The first detail is tempo at Ibrox. Too many home matches became comfortable for opponents because Rangers allowed games to settle into a safe rhythm. McInnes wants intensity, but intensity is not just running harder. It is quicker restarts, cleaner second balls, more aggressive counter-pressing and centre-backs who keep the team high enough to sustain pressure.
The second detail is emotional control. Rangers cannot play the crowd as if it is a burden. The strongest Ibrox sides use impatience as fuel, not noise to escape from. That is where senior voices such as McCrorie, Shankland and the remaining core become important. The manager can set the tone, but the dressing room has to enforce it when matches become awkward.
The third detail is squad honesty. If McInnes sees players who cannot carry the demand, the decisions have to come quickly. Celtic’s uncertainty is only useful if Rangers remove their own.
The Real Opening Is Celtic’s Loss Of Certainty
O’Neill’s comments should not be overblown into panic at Celtic Park. They are still champions. They still have the burden and benefit of knowing how to finish a season.

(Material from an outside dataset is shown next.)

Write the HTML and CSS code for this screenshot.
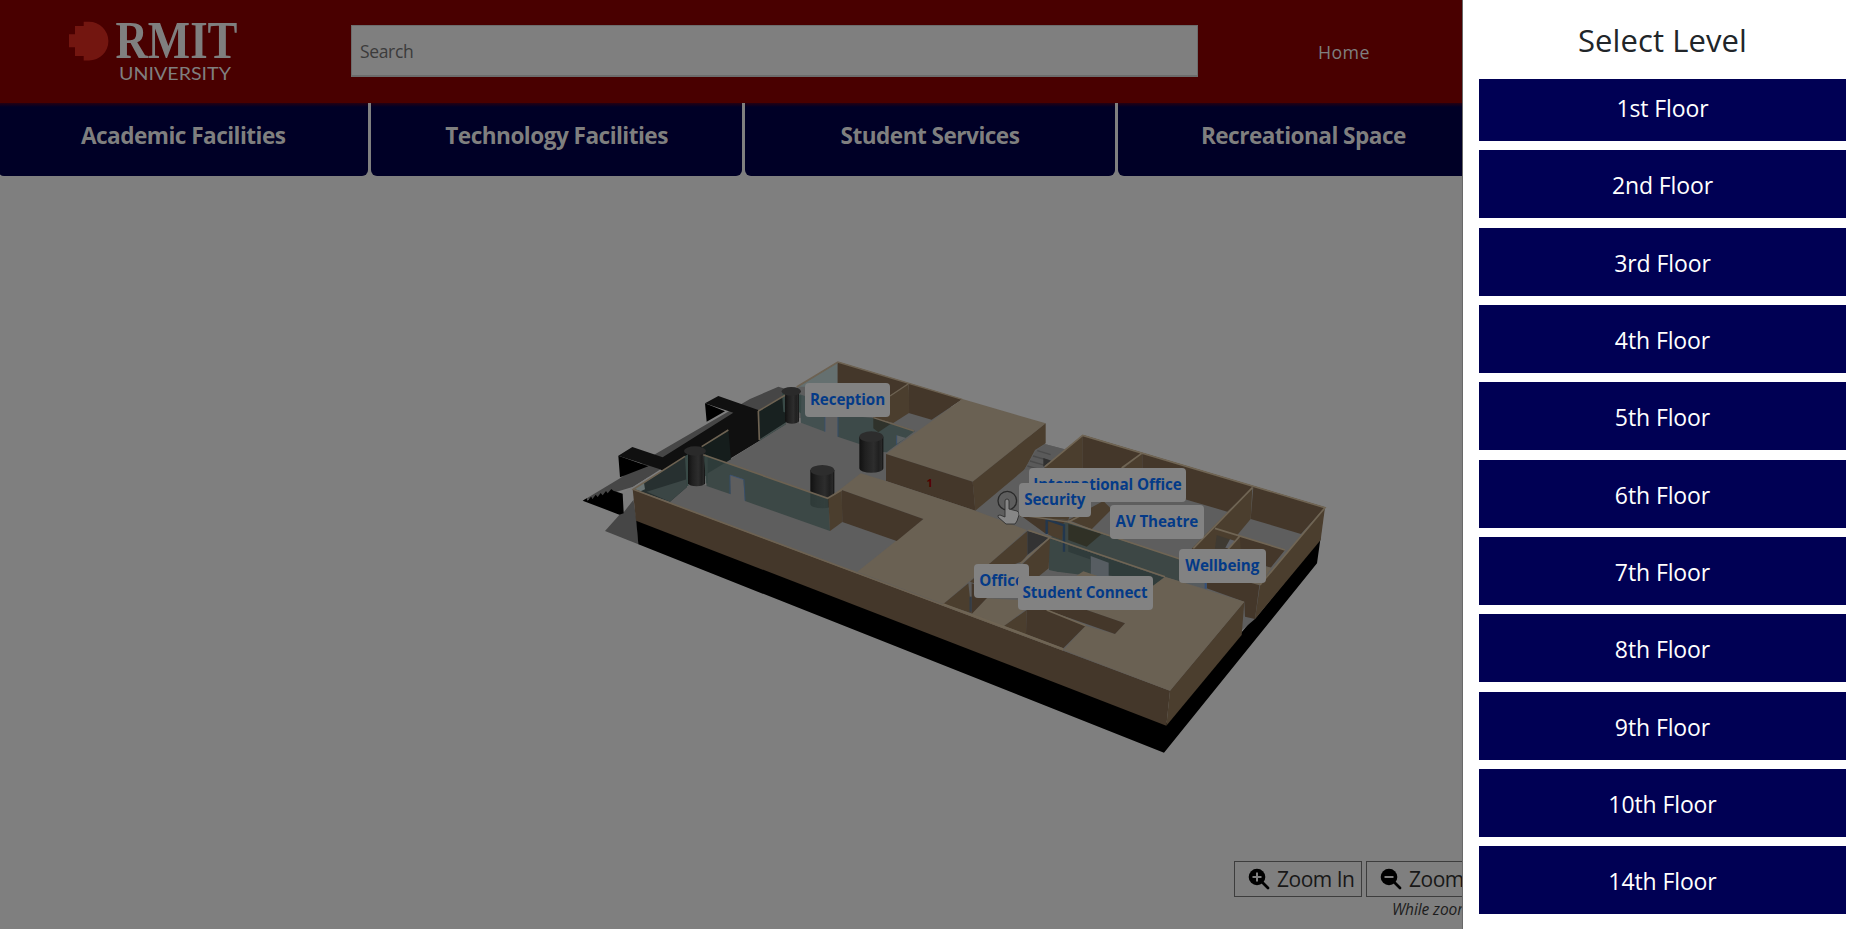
FILE: index.html
```html
<!DOCTYPE html>
<html lang="en">
<head>
<meta charset="utf-8">
<title>RMIT University – Campus Map</title>
<link rel="stylesheet" href="styles.css">
</head>
<body>
<div class="app">
<div class="page">
  <header class="topbar">
    <svg class="logo" width="190" height="80" viewBox="0 0 190 80">
      <path fill="#731610" d="M33.7 1.7H39a19.3 19.3 0 0 1 0 38.8H33.7V36H25v-8.700H19V14.300h6V6h8.700z"/>
      <text class="logo-name" x="65.500" y="38" textLength="122" lengthAdjust="spacingAndGlyphs">RMIT</text>
      <text class="logo-sub" x="69" y="60" textLength="112" lengthAdjust="spacingAndGlyphs">UNIVERSITY</text>
    </svg>
    <div class="search">Search</div>
    <a class="home">Home</a>
  </header>
  <nav class="tabs">
    <a class="tab">Academic Facilities</a>
    <a class="tab">Technology Facilities</a>
    <a class="tab">Student Services</a>
    <a class="tab">Recreational Space</a>
  </nav>
  <main class="viewer">
    <svg class="model" width="1463" height="753" viewBox="0 176 1463 753">
      <g transform="translate(570 350) scale(.333333)">
        <!-- entrance ramp and stairs -->
        <path fill="#464646" d="M38 452 150 385 255 313 540 147 625 110 665 122 560 190 300 340 190 410 130 428z"/>
        <path fill="#464646" d="M105 543 190 448 200 512 205 583z"/>
        <path fill="#7c7c7c" d="M158 430 235 382 260 378 190 450 160 488z"/>
        <path fill="#000" d="M38 452 50 445 53 452 63 440 68 446 77 434 83 441 92 429 98 436 108 423 113 430 124 417 130 422 158 431 161 490 148 494z"/>
        <path fill="#101010" d="M405 160 445 138 565 180 569 272 350 405 270 358 145 317 187 291 278 322 490 188z"/>
        <path fill="#000" d="M405 160 465 184 410 215zM145 317 235 349 150 382z"/>
        <!-- plinth -->
        <path fill="#000" d="M198 505 205 583 1782 1208 2241 640 2252 562 1788 1120z"/>
        <!-- floor slab -->
        <path fill="#5e5e5e" d="M190 418 350 365 480 328 569 272 645 135 803 35 1427 283 1485 298 1540 255 2265 472 2240 580 2055 807 1800 1022z"/>
        <!-- entrance glazing -->
        <path fill="#273030" d="M190 418 350 318 350 412 300 455z"/>
        <path fill="#3b4645" d="M230 425 350 388 350 412 300 455z"/>
        <path fill="#697373" d="M190 416 222 398 225 418 212 424z"/>
        <path fill="#151d1c" d="M395 290 475 240 483 328 410 372z"/>
        <path fill="#182120" d="M563 182 645 135 648 222 568 272z"/>
        <path fill="#475250" d="M569 268 648 217 648 223 569 272z"/>
        <path fill="#657070" d="M675 117 803 37V110H690z"/>
        <path fill="#435050" d="M688 132 765 160V245L693 218z"/>
        <path fill="#3d4a49" d="M803 195 905 203 1035 243 950 307 940 306 803 260z"/>
        <path fill="#5e6263" d="M980 256 1008 264 980 282z"/>
        <path fill="none" stroke="#34507a" stroke-width="2" d="M765 195V245M804 195V260M980 284V256"/>
        <!-- back rooms -->
        <path fill="#44372a" d="M803 35 1177 148 1085 209 1016 189V103L960 140V110H803z"/>
        <path fill="#4b3e2e" d="M1016 103 1018 188 970 219 910 204 910 170 960 135z"/>
        <path fill="#2f322b" d="M910 203 965 220 925 247 910 235z"/>
        <path fill="none" stroke="#6d6252" stroke-width="4" d="M803 36 1177 148M1014 102 960 138M910 203 1032 243"/>
        <!-- columns -->
        <g>
          <path fill="#384946" d="M636 128H650V190L640 185zM684 133 694 137 693 190 686 186zM345 318 355 312 355 408 350 408zM404 312 413 318 413 400 405 400z"/>
          <path fill="url(#col)" d="M645 122V214a22 10 0 0 0 42 0V122z"/><ellipse cx="664" cy="124" rx="29" ry="13" fill="#2a2a2a"/>
          <path fill="url(#col)" d="M354 302V400a26 11 0 0 0 51 0V302z"/><ellipse cx="375" cy="303" rx="33" ry="14" fill="#2a2a2a"/>
          <path fill="url(#col)" d="M721 360V462a36 13 0 0 0 72 0V360z"/><ellipse cx="757" cy="361" rx="36" ry="16" fill="#2d2d2d"/>
          <path fill="url(#col)" d="M868 260V355a36 13 0 0 0 72 0V260z"/><ellipse cx="904" cy="260" rx="36" ry="16" fill="#2d2d2d"/>
        </g>
        <path fill="#7f7f7f" opacity=".6" d="M687 204h5v16h-5zM405 378h4v27h-4z"/>
        <!-- front glass wall -->
        <path fill="#354341" fill-opacity=".82" d="M400 314 775 445 780 543 525 453 520 388 480 374 482 433 410 408z"/>
        <path fill="none" stroke="#34507a" stroke-width="2" d="M480 432 480 375 522 389 525 452"/>
        <!-- tall block -->
        <path fill="#6a6153" d="M1177 147 1427 220 1208 395 948 312z"/>
        <path fill="#44372a" d="M948 312 1208 395 1216 482 948 393z"/>
        <path fill="#4b3e2e" d="M1208 395 1427 220V280L1395 300 1364 358 1216 482z"/>
        <!-- stair flight -->
        <path fill="#5a5a5a" d="M1400 300 1427 283 1483 298 1415 355 1362 360z"/>
        <path stroke="#4a4a4a" stroke-width="4" d="M1402 302 1442 314M1389 318 1435 331M1380 333 1425 346M1372 348 1400 356"/>
        <path fill="#303030" d="M1420 324 1444 332 1420 350z"/>
        <!-- central roof -->
        <path fill="#6a6153" d="M872 370 948 393 1216 482 1370 540 1260 640 1120 762 862 665 1060 507 815 420 775 446z"/>
        <path fill="#4b3e2e" d="M775 446 815 420 817 516 780 543z"/>
        <path fill="#44372a" d="M815 420 1060 507 980 573 817 516z"/>
        <!-- outer walls -->
        <path fill="#44372a" d="M188 418 198 512 1789 1127 1800 1022z"/>
        <path fill="#4b3e2e" d="M1800 1022 1789 1127 2015 855 2023 755z"/>
        <path fill="none" stroke="#6d6252" stroke-width="5" d="M400 314 773 445 815 420M345 319 190 418 1480 900M565 183 645 136M395 290 475 240M680 111 803 37M565 183 568 270"/>
      </g>
      <g transform="translate(1000 400) scale(.333333)">
        <!-- east rooms -->
        <path fill="#4b3e2e" d="M248 105 248 205 205 360 60 350 60 310 135 200z"/>
        <path fill="#44372a" d="M248 105 975 322 903 402 752 357 760 262 682 335 427 260V162L340 225 248 215z"/>
        <path fill="#4b3e2e" d="M427 160V225H345zM757 262 752 357 712 405 645 385 600 460 575 446zM205 360 310 303 335 328 275 388z"/>
        <path fill="#44372a" d="M60 345 205 362 190 400 135 400zM650 388 855 450 812 503 720 470 720 412 690 445 650 440z"/>
        <path fill="#4b3e2e" d="M645 385 720 410 685 450 590 450z"/>
        <path fill="#3f3a32" d="M650 405 695 420 680 446 645 446z"/>
        <path fill="#606267" d="M690 418 708 424 688 446 676 443z"/>
        <path fill="#4b3e2e" d="M720 410 722 448 685 448z"/>
        <path fill="#6a6153" d="M795 500 815 503 778 556 735 545z"/>
        <path fill="#44372a" d="M620 540 740 545 778 556 765 657 735 650 733 605 620 565z"/>
        <path fill="#4b3e2e" d="M975 322 962 420 765 657 780 555z"/>
        <path fill="#565b5e" d="M545 540 620 545V568L560 550z"/>
        <path stroke="#34507a" stroke-width="6" d="M617 545V566"/>
        <!-- lobby glass -->
        <path fill="#3d4745" d="M195 365 540 477 560 550 490 530 150 415z"/>
        <path fill="#303126" d="M205 372 305 402 260 440 205 420z"/>
        <path fill="#303c3b" d="M148 415 495 533 458 570 420 535 148 512z"/>
        <path fill="#3b4745" d="M148 415 205 435V455L270 478 272 528 148 512z"/>
        <path fill="#575d62" d="M272 468 326 488V530H272z"/>
        <path fill="#5e5e5e" d="M148 510 225 529H120z"/>
        <path fill="#6a6153" d="M250 514 300 530H225z"/>
        <path fill="#4b3e2e" d="M145 363 190 378 186 420 145 404z"/>
        <path fill="none" stroke="#22374e" stroke-width="7" d="M140 402V358L192 376V455"/>
        <path fill="#4b3e2e" d="M82 393 82 465 65 485 -70 530 -30 490z"/>
        <path fill="#333" d="M82 393 148 412 82 465z"/>
        <path fill="#4b3e2e" d="M150 414 146 505 115 530H70V490z"/>
        <!-- south roof and rooms -->
        <path fill="#6a6153" d="M495 530 733 605 510 872 190 750 257 677 345 702 375 670 260 630 455 560z"/>
        <path fill="#6a6153" d="M-85 642-40 595 60 600 75 630 12 678z"/>
        <path fill="#4b3e2e" d="M-170 612-95 550-85 640zM12 678 80 630 78 703z"/>
        <path fill="#44372a" d="M-85 550-10 580-40 595-85 642zM80 630 140 630 257 677 190 745 78 703zM140 630 260 630 375 670 345 702z"/>
        <path fill="#4b3e2e" d="M-90 545-30 490 20 490 0 580z"/>
        <path stroke="#353c44" stroke-width="7" d="M-88 590V635"/>
        <g fill="none" stroke="#706554" stroke-width="5">
          <path d="M135 200 248 106 975 323 780 555M425 160 365 204M758 262 580 445M645 385 855 450M718 410 685 447M60 345 205 366 540 477M245 345 205 366M85 391 495 530M148 414 62 490M140 630 257 677M-170 612 190 747"/>
        </g>
      </g>
      <text class="floor-mark" x="926.500" y="487">1</text>
      <circle cx="1007.300" cy="500.700" r="9.300" fill="none" stroke="#292929" stroke-width="1.300"/>
      <path fill="#868686" stroke="#303030" stroke-width=".9" d="M1005 501a2 2 0 0 1 4 0v8l8 2q2.500 1 2 4l-2 6-2 3h-9l-8-7q-1-2 2-2l5 2z"/>
      <defs><linearGradient id="col"><stop offset="0" stop-color="#111"/><stop offset=".25" stop-color="#202020"/><stop offset=".6" stop-color="#2d2d2d"/><stop offset=".8" stop-color="#202020"/><stop offset=".93" stop-color="#292929"/><stop offset="1" stop-color="#0c0c0c"/></linearGradient></defs>
    </svg>
    <span class="label reception">Reception</span>
    <span class="label international">International Office</span>
    <span class="label security">Security</span>
    <span class="label theatre">AV Theatre</span>
    <span class="label wellbeing">Wellbeing</span>
    <span class="label office">Office</span>
    <span class="label connect">Student Connect</span>
    <div class="controls">
      <div class="zoom-row">
        <button class="zoom"><svg width="22" height="22" viewBox="0 0 22 22"><path d="M13.500 13.500 20 20" stroke="#000" stroke-width="2.800" stroke-linecap="round"/><circle cx="9" cy="9" r="8.300"/><path d="M4.500 9h9M9 4.500v9" stroke="#7f7f7f" stroke-width="2"/></svg><span>Zoom In</span></button>
        <button class="zoom"><svg width="22" height="22" viewBox="0 0 22 22"><path d="M13.500 13.500 20 20" stroke="#000" stroke-width="2.800" stroke-linecap="round"/><circle cx="9" cy="9" r="8.300"/><path d="M4.500 9h9" stroke="#7f7f7f" stroke-width="2"/></svg><span>Zoom Out</span></button>
      </div>
      <p class="hint">While zooming</p>
    </div>
  </main>
</div>
<aside class="levels">
  <h2 class="levels-title">Select Level</h2>
  <button class="level first">1st Floor</button>
  <button class="level">2nd Floor</button>
  <button class="level">3rd Floor</button>
  <button class="level">4th Floor</button>
  <button class="level">5th Floor</button>
  <button class="level">6th Floor</button>
  <button class="level">7th Floor</button>
  <button class="level">8th Floor</button>
  <button class="level">9th Floor</button>
  <button class="level">10th Floor</button>
  <button class="level">14th Floor</button>
</aside>
</div>
</body>
</html>
```
FILE: styles.css
```css
* { box-sizing: border-box; }
body { margin: 0; overflow: hidden; font-family: "Open Sans", "Noto Sans", sans-serif; }
button { font-family: inherit; margin: 0; padding: 0; border: 0; border-radius: 0; }
.app { display: flex; width: 1859px; height: 929px; background: #fff; }
.page { width: 1463px; height: 929px; overflow: hidden; background: #7f7f7f; border-right: 1px solid #686868; }

.topbar { display: flex; align-items: flex-start; height: 103px; padding: 20px 0 0 50px; margin-right: -1px; background: #490000; }
.logo { flex: none; overflow: visible; }
.logo-name { font: bold 52px "Liberation Serif", serif; fill: #7f7f7f; }
.logo-sub { font: 18px Lato, sans-serif; fill: #7f7f7f; }
.search { flex: none; width: 847px; height: 52px; margin: 5px 0 0 111px; padding-left: 8px; background: #7f7f7f; border: 1px solid #6c6c6c; border-bottom-width: 2px; line-height: 51px; font-size: 17.5px; letter-spacing: -.35px; color: #3b3b3b; }
.home { margin: 19px 0 0 120px; font-size: 17.8px; line-height: 26px; letter-spacing: .4px; color: #7f7f7f; }

.tabs { display: flex; gap: 3px; height: 73px; margin-left: -2px; }
.tab { flex: none; width: 370.4px; height: 73px; padding-top: 17px; text-align: center; font-size: 22.6px; font-weight: 700; line-height: 32px; letter-spacing: -.53px; color: #7f7f7f; background: linear-gradient(#250012, #000026 4px); border-radius: 0 0 6px 6px; }

.viewer { position: relative; height: 753px; }
.model { display: block; }
.floor-mark { font: bold 11px "Open Sans", sans-serif; fill: #560000; }
.label { position: absolute; height: 34px; line-height: 33px; border-radius: 4px; background: #828282; color: #043a87; font-size: 15.2px; font-weight: 700; text-align: center; white-space: nowrap; letter-spacing: -.1px; }
.reception { left: 805px; top: 206.5px; width: 85px; }
.international { left: 1029px; top: 291.500px; width: 157px; }
.security { left: 1019px; top: 306.500px; width: 71.500px; }
.theatre { left: 1110px; top: 328.500px; width: 93.500px; }
.wellbeing { left: 1179px; top: 372.500px; width: 86.500px; }
.office { left: 974px; top: 387.500px; width: 55px; }
.connect { left: 1017.500px; top: 400.400px; width: 135px; }

.controls { position: absolute; left: 1234px; top: 685px; width: 260px; }
.zoom-row { display: flex; gap: 4px; }
.zoom { flex: none; display: flex; align-items: center; gap: 7px; height: 36px; padding-left: 13px; width: 128px; border: 1px solid #3d3d3d; background: transparent; font-size: 21px; font-weight: 400; color: #181818; white-space: nowrap; letter-spacing: -.5px; }
.zoom svg { flex: none; }
.hint { margin: 0 0 0 158px; font-size: 15.5px; line-height: 25px; font-style: italic; color: #1c1c1c; white-space: nowrap; letter-spacing: -.1px; }

.levels { display: flex; flex-direction: column; gap: 9.333px; width: 396px; padding: 19px 13px 0 16px; background: #fff; }
.levels-title { margin: 0; height: 50.667px; text-align: center; font-size: 31px; line-height: 42px; font-weight: 500; letter-spacing: .1px; color: #212529; }
.level { flex: none; height: 68px; background: #000054; color: #fff; font-size: 23px; line-height: 32px; text-align: center; letter-spacing: -.1px; padding-top: 2px; }
.level.first { height: 62px; padding: 0 0 3px; }
```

But certainty is precious in Glasgow, and Celtic’s public language has shifted. They are not talking like a club preparing to coast. They are talking like a club aware that last season tightened the room.
That is exactly where Rangers need them. McInnes does not have to win the title in July, August or September, but he does have to remove Celtic’s comfort. The job is to make every early fixture feel consequential, to make every dropped Celtic point feel dangerous, and to make the first Old Firm meeting arrive with Rangers already breathing down their neck.
The previous Rangers mistake was waiting for the perfect version of the team to appear. This season demands something more immediate. A hard edge. A points-first mentality. A side that can be imperfect and still ruthless.
Celtic have called last season a wake-up call. Rangers should treat it as an invitation.